The Pimco co-founder (pictured), who retired from Janus Henderson last year to manage his own personal fortune, compared real interest rates between the US and Europe to make his point, highlighting their role in “archaic but commonsensical” earnings or dividend discount models.

Gross, who is known as the “bond king”, pointed to the inverse relationship between Treasury inflation-protected securities (Tips) yields and growth stock performance, whereby growth stocks rally as Tips yields decline.

He said: “Investors comparing returns on European stocks might be shocked to learn that 5-year, government-linked yields in Germany are a mere minus 115 basis points while in the US they are even more negative at a minus 130.

“Since crisis levels in March of this year, US 5-year real yields have declined by an astounding 180 basis points or 1.8%, while in Germany, to use an example, they are down a mere 60 basis points.

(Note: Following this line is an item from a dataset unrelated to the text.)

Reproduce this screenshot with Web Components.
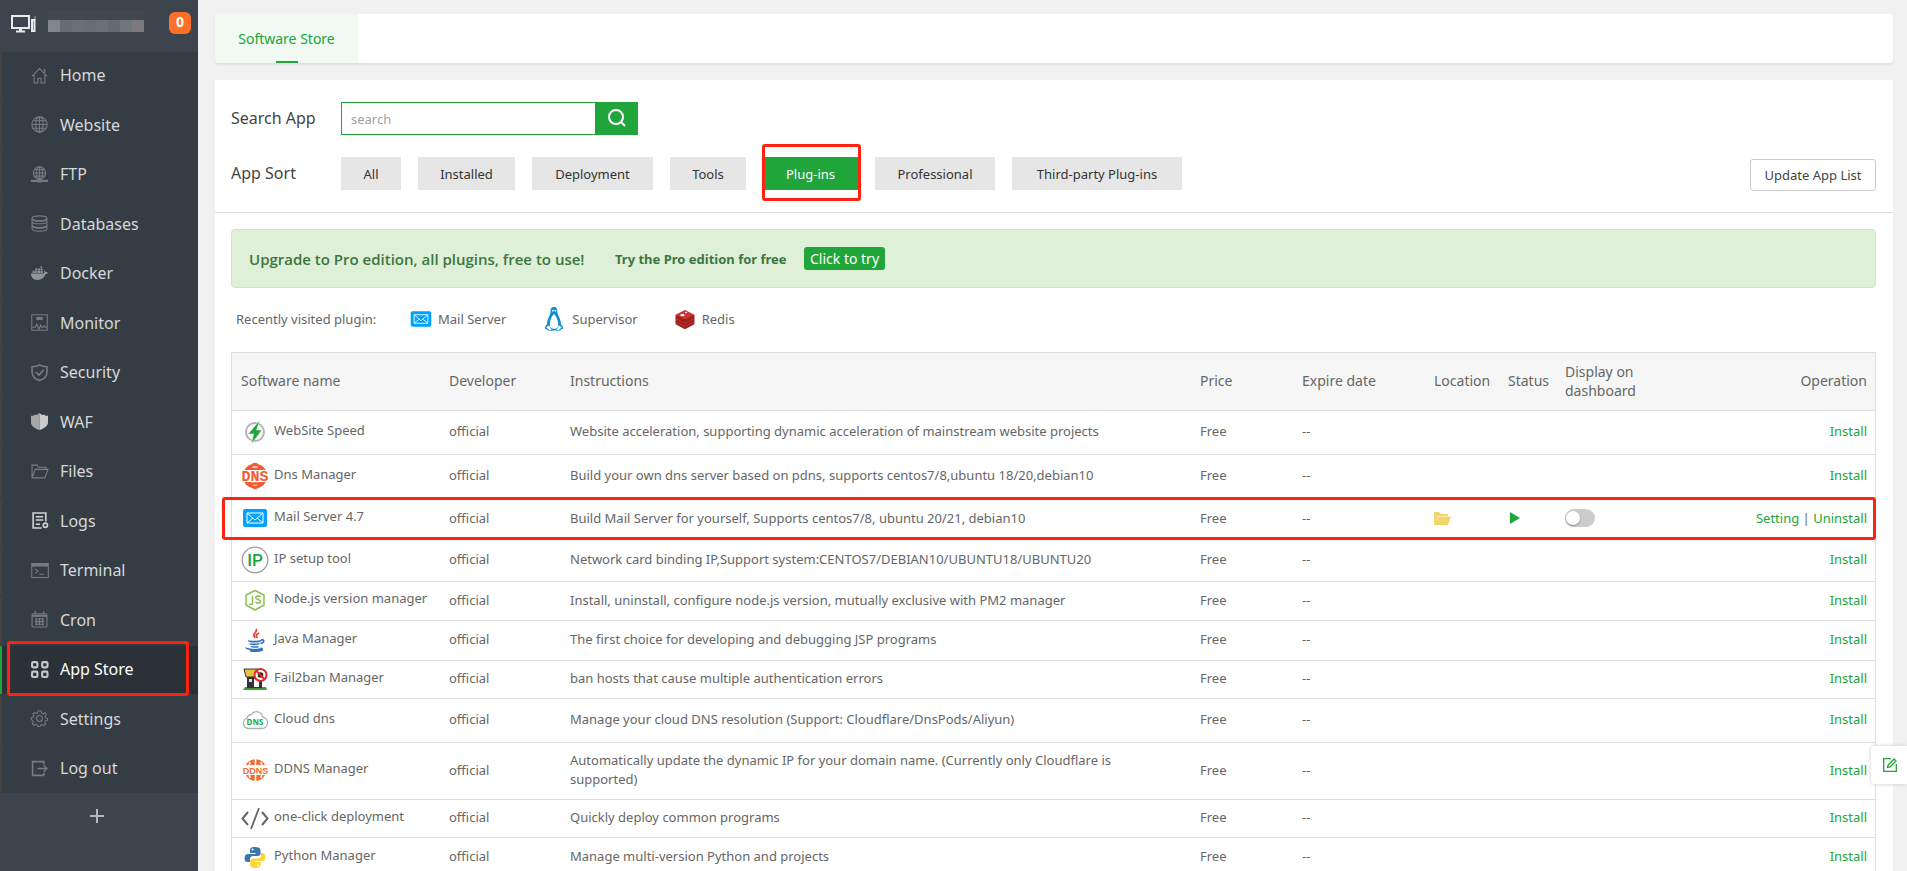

All else equal, that differential explains a lot about the performance of individual global indices including the weakness in the dollar over the same time period.”

That could help explain the disparity in returns between European and US stocks, he said. In the year to date, the S&P 500 has returned 8.7% and the Nasdaq 33.7%, while the FTSE 100 has fallen 18.1%, according to FE Fundinfo. The CAC 40 has fallen 6.2% while the Dax is up 7.4%.

Gross said fiscal stimulus also has a role to play in the geographic disparities in stock market returns. “Germany and other European economies decided to inject lighter stimulus straight to corporations while the Treasury and Fed gave ‘helicopter’ handouts straight to individuals via unemployment benefits and other guarantees to put money right into workers’ pocketbooks.”

But he believed most, if not all the US fiscal stimulus is over.

“To continue to pump the economy in future years would require not just a $4trn deficit but a five or $6trn one. And to reduce the deficit to three or $2trn would actually be known in economist speak as ‘fiscal drag’ and would have to be made up by at least 6% to 7% real annual growth for years and years in the private sector – a Trumpian or a Bidenian dream I suppose but not realistic.”

He added that real interest rates would have to move lower as a result “which would require quantitative easing of unacceptable proportions”.

“An investor, not day trading on Robinhood, therefore, should begin to play defense via heretofore shunned sectors such as tobacco, banks and even – yes, foreign companies listed on European bourses that have not skyrocketed on dreams of back-to-normal economic prosperity followed by even lower artificial real interest rates.

“There is little money to be made almost anywhere in the world – Covid 19 vaccine or no.”